Designing Fluorine-Free Electrolytes for Practical Sodium Metal Anodes and Seawater Batteries

Fluorine (F) is regarded as a key element in electrolytes for sodium metal anodes (SMAs) because of the formation of NaF containing solid–electrolyte interphase (SEI) layers; however, the high-cost and HF formation issues experienced by F-based electrolytes should be addressed. Herein, F-free, cost-effective 1 M NaBH4/ether-based electrolytes are proposed, motivated by the recent speculation that NaH is a “good SEI layer.” The time-of-flight secondary ion mass spectrometry (TOF-SIMS) results of sodium metal electrodes after galvanostatic cycling demonstrated that NaH is a major component of the SEI layer.

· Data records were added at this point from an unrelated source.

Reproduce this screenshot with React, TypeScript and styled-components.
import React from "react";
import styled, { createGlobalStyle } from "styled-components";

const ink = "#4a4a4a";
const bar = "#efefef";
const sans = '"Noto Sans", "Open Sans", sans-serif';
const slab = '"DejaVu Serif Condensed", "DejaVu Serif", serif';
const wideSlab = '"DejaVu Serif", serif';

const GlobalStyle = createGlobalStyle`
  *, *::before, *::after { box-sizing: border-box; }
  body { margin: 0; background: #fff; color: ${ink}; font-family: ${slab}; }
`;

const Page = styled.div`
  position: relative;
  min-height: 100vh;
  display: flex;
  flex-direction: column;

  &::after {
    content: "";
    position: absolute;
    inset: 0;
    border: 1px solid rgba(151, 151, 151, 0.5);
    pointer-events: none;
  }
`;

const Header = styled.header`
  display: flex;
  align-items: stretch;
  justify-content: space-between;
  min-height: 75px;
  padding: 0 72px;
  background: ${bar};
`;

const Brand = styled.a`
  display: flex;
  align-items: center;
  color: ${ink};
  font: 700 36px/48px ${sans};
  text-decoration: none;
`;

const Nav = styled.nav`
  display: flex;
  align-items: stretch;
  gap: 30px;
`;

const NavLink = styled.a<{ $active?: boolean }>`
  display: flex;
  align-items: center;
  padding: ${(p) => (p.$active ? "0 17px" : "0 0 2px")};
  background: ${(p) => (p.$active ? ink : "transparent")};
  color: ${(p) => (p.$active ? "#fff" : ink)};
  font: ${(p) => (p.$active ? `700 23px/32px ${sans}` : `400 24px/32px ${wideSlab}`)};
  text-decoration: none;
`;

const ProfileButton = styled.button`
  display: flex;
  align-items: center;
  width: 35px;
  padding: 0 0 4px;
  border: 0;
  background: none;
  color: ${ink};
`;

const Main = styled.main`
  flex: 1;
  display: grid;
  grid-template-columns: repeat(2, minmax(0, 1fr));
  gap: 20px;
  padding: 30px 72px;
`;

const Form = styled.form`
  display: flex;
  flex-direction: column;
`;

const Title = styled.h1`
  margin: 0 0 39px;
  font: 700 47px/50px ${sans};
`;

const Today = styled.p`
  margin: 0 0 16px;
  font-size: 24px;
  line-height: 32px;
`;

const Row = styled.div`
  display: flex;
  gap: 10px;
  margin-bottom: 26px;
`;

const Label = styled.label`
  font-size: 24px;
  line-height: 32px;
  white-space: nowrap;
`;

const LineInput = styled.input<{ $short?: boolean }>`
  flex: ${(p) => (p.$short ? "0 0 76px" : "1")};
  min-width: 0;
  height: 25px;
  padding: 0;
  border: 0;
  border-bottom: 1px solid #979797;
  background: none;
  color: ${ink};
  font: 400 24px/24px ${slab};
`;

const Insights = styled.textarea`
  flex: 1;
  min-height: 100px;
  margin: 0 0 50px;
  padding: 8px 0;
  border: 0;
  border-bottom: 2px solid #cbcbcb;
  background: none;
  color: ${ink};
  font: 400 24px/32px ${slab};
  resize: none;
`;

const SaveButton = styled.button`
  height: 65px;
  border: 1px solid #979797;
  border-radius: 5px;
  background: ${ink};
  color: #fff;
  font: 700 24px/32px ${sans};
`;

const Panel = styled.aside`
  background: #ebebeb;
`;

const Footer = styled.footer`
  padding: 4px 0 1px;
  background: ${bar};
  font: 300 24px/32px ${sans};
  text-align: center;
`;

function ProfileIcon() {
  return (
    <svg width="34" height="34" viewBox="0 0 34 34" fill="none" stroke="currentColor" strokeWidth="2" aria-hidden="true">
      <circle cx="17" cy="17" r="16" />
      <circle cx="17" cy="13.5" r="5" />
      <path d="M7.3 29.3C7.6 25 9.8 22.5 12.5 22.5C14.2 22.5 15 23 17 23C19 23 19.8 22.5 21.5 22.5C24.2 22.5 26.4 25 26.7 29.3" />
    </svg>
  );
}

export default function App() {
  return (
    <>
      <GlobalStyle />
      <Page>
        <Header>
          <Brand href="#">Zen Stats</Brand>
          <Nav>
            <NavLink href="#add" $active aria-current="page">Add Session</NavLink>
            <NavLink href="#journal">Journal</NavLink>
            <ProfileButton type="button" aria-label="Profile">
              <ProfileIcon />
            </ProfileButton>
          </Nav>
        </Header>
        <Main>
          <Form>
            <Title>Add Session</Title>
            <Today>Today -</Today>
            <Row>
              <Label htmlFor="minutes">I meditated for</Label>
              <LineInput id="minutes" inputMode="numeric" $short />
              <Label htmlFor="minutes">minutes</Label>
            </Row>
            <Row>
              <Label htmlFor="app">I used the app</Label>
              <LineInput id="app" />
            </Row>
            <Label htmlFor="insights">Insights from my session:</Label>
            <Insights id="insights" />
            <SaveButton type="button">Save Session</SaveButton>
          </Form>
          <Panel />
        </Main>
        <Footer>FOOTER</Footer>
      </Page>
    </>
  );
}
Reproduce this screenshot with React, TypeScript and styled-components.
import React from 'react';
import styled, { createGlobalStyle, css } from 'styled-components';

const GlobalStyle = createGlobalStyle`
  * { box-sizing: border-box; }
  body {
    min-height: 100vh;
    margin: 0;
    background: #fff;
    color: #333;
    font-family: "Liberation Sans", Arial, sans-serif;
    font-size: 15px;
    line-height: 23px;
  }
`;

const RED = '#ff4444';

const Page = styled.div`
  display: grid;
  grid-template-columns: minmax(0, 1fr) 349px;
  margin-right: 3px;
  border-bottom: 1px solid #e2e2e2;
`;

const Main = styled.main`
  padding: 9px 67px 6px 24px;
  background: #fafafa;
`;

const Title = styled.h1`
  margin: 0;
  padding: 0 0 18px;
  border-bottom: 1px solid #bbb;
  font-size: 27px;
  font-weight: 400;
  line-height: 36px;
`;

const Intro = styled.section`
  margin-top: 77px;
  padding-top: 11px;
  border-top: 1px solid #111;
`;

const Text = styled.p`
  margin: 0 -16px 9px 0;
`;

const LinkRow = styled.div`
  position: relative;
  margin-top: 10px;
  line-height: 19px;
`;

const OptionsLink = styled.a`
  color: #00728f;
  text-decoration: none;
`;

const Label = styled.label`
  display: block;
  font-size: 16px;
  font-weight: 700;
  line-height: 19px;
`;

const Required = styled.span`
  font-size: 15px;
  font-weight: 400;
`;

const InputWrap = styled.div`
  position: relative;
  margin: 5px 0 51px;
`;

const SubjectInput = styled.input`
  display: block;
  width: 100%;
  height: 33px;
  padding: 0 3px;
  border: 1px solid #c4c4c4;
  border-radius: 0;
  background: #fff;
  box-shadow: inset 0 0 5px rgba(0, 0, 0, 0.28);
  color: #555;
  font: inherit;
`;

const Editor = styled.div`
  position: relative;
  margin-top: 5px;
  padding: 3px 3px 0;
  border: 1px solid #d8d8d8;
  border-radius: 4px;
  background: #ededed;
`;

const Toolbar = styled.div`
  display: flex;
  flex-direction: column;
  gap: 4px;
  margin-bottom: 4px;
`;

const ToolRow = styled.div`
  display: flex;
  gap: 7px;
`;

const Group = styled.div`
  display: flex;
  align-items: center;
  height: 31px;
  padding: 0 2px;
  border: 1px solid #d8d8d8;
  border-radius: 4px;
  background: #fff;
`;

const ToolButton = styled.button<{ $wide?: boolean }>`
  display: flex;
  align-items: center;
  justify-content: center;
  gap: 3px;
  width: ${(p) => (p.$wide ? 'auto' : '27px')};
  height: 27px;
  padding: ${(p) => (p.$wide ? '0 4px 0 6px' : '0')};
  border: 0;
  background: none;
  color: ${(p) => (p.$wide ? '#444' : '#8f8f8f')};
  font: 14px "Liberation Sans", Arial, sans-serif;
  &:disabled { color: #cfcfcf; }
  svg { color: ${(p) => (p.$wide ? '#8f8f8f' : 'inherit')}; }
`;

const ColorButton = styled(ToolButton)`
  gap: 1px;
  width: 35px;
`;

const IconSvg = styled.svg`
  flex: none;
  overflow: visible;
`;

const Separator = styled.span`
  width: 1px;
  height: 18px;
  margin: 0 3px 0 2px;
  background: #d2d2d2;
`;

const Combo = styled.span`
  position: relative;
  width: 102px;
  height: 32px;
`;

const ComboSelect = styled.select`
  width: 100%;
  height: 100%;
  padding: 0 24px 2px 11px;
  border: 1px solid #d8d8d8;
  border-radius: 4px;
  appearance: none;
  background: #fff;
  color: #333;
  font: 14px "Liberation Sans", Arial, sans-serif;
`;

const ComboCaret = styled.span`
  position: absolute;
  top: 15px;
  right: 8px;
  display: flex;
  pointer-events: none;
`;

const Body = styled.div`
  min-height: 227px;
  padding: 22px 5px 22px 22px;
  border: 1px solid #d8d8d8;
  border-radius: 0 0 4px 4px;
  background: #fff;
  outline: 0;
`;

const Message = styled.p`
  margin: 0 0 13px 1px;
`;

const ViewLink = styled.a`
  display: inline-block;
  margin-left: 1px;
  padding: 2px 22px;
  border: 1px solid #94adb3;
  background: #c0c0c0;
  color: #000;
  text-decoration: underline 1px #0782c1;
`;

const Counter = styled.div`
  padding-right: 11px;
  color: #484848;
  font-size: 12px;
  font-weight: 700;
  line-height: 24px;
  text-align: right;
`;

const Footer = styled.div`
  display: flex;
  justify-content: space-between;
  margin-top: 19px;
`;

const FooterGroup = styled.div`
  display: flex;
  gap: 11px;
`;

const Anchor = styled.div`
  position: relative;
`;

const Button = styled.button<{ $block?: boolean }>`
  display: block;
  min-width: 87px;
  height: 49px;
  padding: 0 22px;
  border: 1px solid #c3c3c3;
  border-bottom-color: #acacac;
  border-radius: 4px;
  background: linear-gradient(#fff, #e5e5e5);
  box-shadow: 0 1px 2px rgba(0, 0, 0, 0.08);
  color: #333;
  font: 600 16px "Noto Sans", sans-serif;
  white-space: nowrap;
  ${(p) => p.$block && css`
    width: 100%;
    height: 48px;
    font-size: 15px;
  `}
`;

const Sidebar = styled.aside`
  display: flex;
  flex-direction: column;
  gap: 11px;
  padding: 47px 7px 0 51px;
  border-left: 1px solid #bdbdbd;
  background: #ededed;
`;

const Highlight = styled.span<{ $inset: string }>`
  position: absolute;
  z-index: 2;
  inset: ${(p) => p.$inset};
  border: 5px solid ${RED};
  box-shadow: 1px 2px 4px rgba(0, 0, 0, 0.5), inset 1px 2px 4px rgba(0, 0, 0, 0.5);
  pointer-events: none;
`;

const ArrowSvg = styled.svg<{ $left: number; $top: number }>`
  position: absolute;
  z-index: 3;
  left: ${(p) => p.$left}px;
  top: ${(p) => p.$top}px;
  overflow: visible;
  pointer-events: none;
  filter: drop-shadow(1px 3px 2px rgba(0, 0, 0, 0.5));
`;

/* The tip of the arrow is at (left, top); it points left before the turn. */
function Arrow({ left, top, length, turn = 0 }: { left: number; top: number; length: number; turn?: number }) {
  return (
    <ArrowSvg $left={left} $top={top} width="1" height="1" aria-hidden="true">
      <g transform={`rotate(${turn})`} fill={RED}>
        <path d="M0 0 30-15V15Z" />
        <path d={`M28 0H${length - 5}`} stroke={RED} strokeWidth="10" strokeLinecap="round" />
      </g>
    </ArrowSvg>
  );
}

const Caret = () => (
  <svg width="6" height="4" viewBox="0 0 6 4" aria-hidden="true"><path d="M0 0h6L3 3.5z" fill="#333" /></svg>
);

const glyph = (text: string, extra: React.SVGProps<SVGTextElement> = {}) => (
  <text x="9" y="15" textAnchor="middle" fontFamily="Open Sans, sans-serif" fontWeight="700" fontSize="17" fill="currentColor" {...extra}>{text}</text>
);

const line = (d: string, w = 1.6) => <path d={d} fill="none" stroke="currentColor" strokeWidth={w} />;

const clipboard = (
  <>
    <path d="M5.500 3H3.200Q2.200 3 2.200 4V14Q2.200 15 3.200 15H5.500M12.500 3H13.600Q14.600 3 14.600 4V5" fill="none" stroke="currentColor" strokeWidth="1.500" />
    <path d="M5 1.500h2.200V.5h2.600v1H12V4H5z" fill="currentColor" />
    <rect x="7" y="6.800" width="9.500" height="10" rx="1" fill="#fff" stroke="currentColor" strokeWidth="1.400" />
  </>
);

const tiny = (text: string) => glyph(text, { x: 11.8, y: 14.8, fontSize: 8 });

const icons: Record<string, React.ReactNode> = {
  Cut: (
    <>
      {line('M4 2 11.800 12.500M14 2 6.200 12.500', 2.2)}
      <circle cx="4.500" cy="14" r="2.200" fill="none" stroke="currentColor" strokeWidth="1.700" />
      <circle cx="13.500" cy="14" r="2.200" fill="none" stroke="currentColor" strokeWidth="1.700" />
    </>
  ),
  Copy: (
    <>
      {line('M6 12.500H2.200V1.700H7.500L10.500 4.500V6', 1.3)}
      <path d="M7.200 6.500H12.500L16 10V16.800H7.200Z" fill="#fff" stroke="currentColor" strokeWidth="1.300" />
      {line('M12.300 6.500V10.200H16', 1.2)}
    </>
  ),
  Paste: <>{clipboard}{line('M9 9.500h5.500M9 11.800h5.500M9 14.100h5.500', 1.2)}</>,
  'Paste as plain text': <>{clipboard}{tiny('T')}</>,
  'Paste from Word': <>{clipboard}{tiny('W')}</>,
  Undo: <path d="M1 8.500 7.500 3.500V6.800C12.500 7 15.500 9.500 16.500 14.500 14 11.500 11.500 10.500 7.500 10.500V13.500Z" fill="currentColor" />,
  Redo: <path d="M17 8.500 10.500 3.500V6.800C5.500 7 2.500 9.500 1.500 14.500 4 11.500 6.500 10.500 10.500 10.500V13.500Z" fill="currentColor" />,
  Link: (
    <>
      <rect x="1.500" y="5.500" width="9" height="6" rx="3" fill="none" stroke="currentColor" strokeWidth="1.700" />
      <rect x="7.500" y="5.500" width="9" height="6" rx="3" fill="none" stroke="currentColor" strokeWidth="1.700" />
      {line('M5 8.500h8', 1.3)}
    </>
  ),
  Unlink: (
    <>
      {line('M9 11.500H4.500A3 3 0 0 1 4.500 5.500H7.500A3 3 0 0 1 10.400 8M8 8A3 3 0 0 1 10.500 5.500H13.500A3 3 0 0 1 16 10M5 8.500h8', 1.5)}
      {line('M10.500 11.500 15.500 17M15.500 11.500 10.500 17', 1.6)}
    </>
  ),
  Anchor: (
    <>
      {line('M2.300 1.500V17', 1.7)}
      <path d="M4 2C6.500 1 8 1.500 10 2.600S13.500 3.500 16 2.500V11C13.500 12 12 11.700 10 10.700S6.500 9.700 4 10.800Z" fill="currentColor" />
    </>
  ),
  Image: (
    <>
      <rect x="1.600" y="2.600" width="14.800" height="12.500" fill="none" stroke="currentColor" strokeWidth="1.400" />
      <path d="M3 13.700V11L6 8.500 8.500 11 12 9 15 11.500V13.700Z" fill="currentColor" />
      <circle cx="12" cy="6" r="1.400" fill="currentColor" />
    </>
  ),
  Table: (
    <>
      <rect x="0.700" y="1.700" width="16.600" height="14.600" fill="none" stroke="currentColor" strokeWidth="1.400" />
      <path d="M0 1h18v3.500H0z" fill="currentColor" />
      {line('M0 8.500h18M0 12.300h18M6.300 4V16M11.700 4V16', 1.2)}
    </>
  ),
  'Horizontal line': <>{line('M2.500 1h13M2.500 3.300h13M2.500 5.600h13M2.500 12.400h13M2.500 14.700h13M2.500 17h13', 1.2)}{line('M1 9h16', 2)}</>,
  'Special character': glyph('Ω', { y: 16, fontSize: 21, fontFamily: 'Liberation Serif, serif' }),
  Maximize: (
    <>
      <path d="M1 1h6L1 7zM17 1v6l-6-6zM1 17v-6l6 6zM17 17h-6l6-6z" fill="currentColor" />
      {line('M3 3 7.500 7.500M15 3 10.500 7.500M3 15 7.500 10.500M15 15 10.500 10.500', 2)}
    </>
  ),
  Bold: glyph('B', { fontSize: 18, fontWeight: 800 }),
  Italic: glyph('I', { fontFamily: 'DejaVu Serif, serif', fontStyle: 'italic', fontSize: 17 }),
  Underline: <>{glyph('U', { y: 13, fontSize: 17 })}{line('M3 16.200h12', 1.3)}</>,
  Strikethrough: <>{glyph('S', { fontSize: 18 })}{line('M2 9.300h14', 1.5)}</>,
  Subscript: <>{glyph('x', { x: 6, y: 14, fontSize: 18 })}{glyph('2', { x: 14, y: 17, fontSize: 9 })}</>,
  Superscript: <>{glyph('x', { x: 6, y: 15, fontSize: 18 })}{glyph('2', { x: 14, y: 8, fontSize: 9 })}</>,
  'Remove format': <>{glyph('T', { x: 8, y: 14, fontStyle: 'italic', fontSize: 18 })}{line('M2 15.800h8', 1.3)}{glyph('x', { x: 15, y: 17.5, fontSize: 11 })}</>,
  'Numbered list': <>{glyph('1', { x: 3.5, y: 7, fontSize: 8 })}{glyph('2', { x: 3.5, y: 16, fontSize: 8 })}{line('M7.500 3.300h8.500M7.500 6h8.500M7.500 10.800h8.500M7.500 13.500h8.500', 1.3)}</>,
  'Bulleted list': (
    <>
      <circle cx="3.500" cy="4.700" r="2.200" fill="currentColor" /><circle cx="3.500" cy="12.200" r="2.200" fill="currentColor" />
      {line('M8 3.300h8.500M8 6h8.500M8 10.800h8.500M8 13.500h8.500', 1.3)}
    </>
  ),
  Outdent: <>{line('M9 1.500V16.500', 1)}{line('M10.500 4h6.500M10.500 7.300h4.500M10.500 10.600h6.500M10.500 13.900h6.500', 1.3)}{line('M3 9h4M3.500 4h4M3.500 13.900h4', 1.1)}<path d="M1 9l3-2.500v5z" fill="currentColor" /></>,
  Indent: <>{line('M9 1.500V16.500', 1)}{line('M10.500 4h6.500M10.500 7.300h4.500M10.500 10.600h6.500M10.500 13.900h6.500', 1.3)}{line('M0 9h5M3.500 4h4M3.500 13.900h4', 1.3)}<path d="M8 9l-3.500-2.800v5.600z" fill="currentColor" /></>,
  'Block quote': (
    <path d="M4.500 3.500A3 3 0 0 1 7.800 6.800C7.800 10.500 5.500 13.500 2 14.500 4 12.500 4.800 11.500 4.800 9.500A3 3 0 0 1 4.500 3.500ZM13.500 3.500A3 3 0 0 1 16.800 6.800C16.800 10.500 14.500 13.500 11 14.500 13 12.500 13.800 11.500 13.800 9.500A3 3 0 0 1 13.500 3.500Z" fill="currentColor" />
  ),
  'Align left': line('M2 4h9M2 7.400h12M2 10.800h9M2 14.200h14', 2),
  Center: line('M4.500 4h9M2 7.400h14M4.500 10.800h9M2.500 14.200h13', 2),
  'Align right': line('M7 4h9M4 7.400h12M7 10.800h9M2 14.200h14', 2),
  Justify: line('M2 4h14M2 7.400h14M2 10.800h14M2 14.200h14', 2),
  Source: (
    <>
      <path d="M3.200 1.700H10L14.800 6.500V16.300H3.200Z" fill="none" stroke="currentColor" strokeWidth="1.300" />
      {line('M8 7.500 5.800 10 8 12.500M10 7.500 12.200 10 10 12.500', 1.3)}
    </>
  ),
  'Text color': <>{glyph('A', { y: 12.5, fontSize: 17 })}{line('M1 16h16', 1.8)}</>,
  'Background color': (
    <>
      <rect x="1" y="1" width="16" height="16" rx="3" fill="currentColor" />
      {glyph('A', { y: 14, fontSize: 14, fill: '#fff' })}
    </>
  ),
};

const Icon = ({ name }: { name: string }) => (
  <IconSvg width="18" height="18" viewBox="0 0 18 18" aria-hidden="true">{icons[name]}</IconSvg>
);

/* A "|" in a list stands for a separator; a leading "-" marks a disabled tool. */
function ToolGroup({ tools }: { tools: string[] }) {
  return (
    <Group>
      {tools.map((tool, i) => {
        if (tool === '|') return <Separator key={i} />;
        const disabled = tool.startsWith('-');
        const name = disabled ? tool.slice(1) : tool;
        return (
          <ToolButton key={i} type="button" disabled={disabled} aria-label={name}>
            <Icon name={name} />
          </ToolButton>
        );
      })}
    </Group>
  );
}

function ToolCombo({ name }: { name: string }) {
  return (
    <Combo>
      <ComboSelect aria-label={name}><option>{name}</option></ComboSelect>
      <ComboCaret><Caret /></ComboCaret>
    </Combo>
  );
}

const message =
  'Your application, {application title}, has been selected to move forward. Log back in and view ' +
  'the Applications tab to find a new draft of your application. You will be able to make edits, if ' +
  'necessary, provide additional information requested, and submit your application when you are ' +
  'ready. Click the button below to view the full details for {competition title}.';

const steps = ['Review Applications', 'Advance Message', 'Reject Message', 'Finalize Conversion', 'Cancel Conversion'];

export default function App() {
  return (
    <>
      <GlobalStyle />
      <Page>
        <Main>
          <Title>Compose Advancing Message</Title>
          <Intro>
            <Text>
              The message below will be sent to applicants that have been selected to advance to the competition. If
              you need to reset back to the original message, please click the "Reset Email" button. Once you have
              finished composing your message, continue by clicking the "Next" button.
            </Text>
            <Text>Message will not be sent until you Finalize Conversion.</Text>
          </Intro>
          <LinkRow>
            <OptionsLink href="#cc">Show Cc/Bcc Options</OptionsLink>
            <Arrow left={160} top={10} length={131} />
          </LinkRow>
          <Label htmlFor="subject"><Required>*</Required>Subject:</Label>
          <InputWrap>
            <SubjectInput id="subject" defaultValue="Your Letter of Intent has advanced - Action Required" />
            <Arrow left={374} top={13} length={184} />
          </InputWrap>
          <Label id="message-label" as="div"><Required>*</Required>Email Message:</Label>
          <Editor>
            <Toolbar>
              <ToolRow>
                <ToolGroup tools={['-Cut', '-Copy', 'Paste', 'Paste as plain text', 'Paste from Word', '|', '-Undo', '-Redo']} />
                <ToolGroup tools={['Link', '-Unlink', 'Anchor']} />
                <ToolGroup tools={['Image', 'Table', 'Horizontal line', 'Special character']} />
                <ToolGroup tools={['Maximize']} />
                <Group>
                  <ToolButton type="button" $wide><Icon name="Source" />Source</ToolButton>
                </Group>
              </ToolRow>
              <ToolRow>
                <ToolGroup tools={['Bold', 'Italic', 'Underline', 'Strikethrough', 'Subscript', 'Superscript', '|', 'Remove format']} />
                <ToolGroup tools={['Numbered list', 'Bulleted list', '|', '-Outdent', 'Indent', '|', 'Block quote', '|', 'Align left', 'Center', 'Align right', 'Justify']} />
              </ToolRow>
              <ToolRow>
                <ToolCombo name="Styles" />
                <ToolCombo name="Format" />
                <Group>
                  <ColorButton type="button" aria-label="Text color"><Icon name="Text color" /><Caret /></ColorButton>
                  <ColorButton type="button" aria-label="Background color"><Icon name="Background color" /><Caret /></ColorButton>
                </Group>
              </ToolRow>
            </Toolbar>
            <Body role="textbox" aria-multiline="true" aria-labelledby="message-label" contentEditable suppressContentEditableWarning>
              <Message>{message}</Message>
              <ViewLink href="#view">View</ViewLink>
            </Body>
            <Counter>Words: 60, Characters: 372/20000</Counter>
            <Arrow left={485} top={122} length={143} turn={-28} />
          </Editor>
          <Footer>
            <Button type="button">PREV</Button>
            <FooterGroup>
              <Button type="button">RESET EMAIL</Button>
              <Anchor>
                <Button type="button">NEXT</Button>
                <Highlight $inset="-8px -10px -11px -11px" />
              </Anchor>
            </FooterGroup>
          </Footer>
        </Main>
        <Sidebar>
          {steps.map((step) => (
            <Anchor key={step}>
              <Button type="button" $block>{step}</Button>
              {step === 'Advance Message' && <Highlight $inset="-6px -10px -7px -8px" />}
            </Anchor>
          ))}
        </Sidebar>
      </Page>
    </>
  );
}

In addition, the native oxide surface of sodium was converted into NaH and NaBO2 after soaking in the electrolytes, implying that “SEI reconstruction” occurred by chemical reduction. Accordingly, significantly longer cyclability was obtained in the Na‖Na symmetric cell (1200 h, 1 mA cm−2, 1 mA h cm−2) than in F-based electrolytes. In seawater batteries (SWBs), 1 M NaBH4/DEGDME (diethylene glycol dimethyl ether) delivers higher power density (2.82 mW cm−2 vs. 2.27 mW cm−2) and cyclability (300 h vs. 50 h) under 1 mA cm−2 than 1 M NaOTf/TEGDME (tetraethylene glycol dimethyl ether), which is commonly used in SWBs. In conclusion, two novel contributions of this study include the demonstration that NaH can work as a “good SEI layer” apart from NaF and the proposal of a cost-effective, F-free electrolyte for practical and large-scale SWBs.